┌──
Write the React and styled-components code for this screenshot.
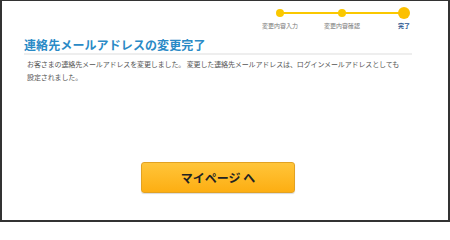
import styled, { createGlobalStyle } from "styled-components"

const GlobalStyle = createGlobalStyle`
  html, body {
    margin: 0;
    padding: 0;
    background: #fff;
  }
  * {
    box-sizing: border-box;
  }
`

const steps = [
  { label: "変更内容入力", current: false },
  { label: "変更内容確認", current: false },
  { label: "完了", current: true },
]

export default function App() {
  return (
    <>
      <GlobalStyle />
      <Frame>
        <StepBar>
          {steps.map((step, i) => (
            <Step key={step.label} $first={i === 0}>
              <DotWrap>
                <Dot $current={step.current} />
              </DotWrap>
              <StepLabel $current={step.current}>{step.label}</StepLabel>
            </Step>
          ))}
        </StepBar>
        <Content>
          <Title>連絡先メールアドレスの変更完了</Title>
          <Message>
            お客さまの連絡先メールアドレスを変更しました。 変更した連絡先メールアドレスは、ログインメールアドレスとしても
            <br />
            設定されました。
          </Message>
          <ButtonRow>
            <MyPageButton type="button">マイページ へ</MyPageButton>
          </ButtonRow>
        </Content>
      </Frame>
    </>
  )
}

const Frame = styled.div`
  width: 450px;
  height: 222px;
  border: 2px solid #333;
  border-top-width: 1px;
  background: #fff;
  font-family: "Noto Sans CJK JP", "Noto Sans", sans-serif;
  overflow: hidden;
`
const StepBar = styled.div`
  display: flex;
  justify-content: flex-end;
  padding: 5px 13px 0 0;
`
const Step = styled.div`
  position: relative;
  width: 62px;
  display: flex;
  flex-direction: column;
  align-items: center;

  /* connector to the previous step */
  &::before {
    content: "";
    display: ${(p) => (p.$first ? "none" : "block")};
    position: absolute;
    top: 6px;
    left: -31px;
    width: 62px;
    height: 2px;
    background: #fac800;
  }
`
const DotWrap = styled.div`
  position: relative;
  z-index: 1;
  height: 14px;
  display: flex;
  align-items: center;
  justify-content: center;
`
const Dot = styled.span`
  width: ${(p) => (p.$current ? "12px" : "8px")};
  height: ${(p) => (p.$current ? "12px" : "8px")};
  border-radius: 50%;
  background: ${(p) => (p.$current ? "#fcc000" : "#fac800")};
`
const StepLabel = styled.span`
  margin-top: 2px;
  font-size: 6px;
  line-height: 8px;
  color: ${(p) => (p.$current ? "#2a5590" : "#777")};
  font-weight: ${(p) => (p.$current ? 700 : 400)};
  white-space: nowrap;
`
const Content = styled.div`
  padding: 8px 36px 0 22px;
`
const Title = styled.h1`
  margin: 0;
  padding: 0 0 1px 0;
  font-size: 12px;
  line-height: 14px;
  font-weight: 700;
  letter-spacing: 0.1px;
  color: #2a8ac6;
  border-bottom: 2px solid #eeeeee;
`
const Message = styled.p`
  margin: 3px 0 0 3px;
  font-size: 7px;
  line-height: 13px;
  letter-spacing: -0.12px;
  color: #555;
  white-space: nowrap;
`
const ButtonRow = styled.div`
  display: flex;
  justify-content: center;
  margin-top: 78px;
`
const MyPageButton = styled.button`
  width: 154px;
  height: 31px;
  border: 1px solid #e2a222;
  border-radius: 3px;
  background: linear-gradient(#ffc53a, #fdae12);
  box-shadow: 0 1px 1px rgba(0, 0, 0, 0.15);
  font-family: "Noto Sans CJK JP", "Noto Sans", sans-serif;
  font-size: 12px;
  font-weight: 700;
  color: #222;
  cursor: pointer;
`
└──
WHAT THE TASK ASKS
Reproduce the material word for word. Any pictures should be left out of the copy.

OUTPUT OF THE EXERCISE
Write the React and styled-components code for this screenshot.
import styled, { createGlobalStyle } from "styled-components"

const GlobalStyle = createGlobalStyle`
  html, body {
    margin: 0;
    padding: 0;
    background: #fff;
  }
  * {
    box-sizing: border-box;
  }
`

const steps = [
  { label: "変更内容入力", current: false },
  { label: "変更内容確認", current: false },
  { label: "完了", current: true },
]

export default function App() {
  return (
    <>
      <GlobalStyle />
      <Frame>
        <StepBar>
          {steps.map((step, i) => (
            <Step key={step.label} $first={i === 0}>
              <DotWrap>
                <Dot $current={step.current} />
              </DotWrap>
              <StepLabel $current={step.current}>{step.label}</StepLabel>
            </Step>
          ))}
        </StepBar>
        <Content>
          <Title>連絡先メールアドレスの変更完了</Title>
          <Message>
            お客さまの連絡先メールアドレスを変更しました。 変更した連絡先メールアドレスは、ログインメールアドレスとしても
            <br />
            設定されました。
          </Message>
          <ButtonRow>
            <MyPageButton type="button">マイページ へ</MyPageButton>
          </ButtonRow>
        </Content>
      </Frame>
    </>
  )
}

const Frame = styled.div`
  width: 450px;
  height: 222px;
  border: 2px solid #333;
  border-top-width: 1px;
  background: #fff;
  font-family: "Noto Sans CJK JP", "Noto Sans", sans-serif;
  overflow: hidden;
`
const StepBar = styled.div`
  display: flex;
  justify-content: flex-end;
  padding: 5px 13px 0 0;
`
const Step = styled.div`
  position: relative;
  width: 62px;
  display: flex;
  flex-direction: column;
  align-items: center;

  /* connector to the previous step */
  &::before {
    content: "";
    display: ${(p) => (p.$first ? "none" : "block")};
    position: absolute;
    top: 6px;
    left: -31px;
    width: 62px;
    height: 2px;
    background: #fac800;
  }
`
const DotWrap = styled.div`
  position: relative;
  z-index: 1;
  height: 14px;
  display: flex;
  align-items: center;
  justify-content: center;
`
const Dot = styled.span`
  width: ${(p) => (p.$current ? "12px" : "8px")};
  height: ${(p) => (p.$current ? "12px" : "8px")};
  border-radius: 50%;
  background: ${(p) => (p.$current ? "#fcc000" : "#fac800")};
`
const StepLabel = styled.span`
  margin-top: 2px;
  font-size: 6px;
  line-height: 8px;
  color: ${(p) => (p.$current ? "#2a5590" : "#777")};
  font-weight: ${(p) => (p.$current ? 700 : 400)};
  white-space: nowrap;
`
const Content = styled.div`
  padding: 8px 36px 0 22px;
`
const Title = styled.h1`
  margin: 0;
  padding: 0 0 1px 0;
  font-size: 12px;
  line-height: 14px;
  font-weight: 700;
  letter-spacing: 0.1px;
  color: #2a8ac6;
  border-bottom: 2px solid #eeeeee;
`
const Message = styled.p`
  margin: 3px 0 0 3px;
  font-size: 7px;
  line-height: 13px;
  letter-spacing: -0.12px;
  color: #555;
  white-space: nowrap;
`
const ButtonRow = styled.div`
  display: flex;
  justify-content: center;
  margin-top: 78px;
`
const MyPageButton = styled.button`
  width: 154px;
  height: 31px;
  border: 1px solid #e2a222;
  border-radius: 3px;
  background: linear-gradient(#ffc53a, #fdae12);
  box-shadow: 0 1px 1px rgba(0, 0, 0, 0.15);
  font-family: "Noto Sans CJK JP", "Noto Sans", sans-serif;
  font-size: 12px;
  font-weight: 700;
  color: #222;
  cursor: pointer;
`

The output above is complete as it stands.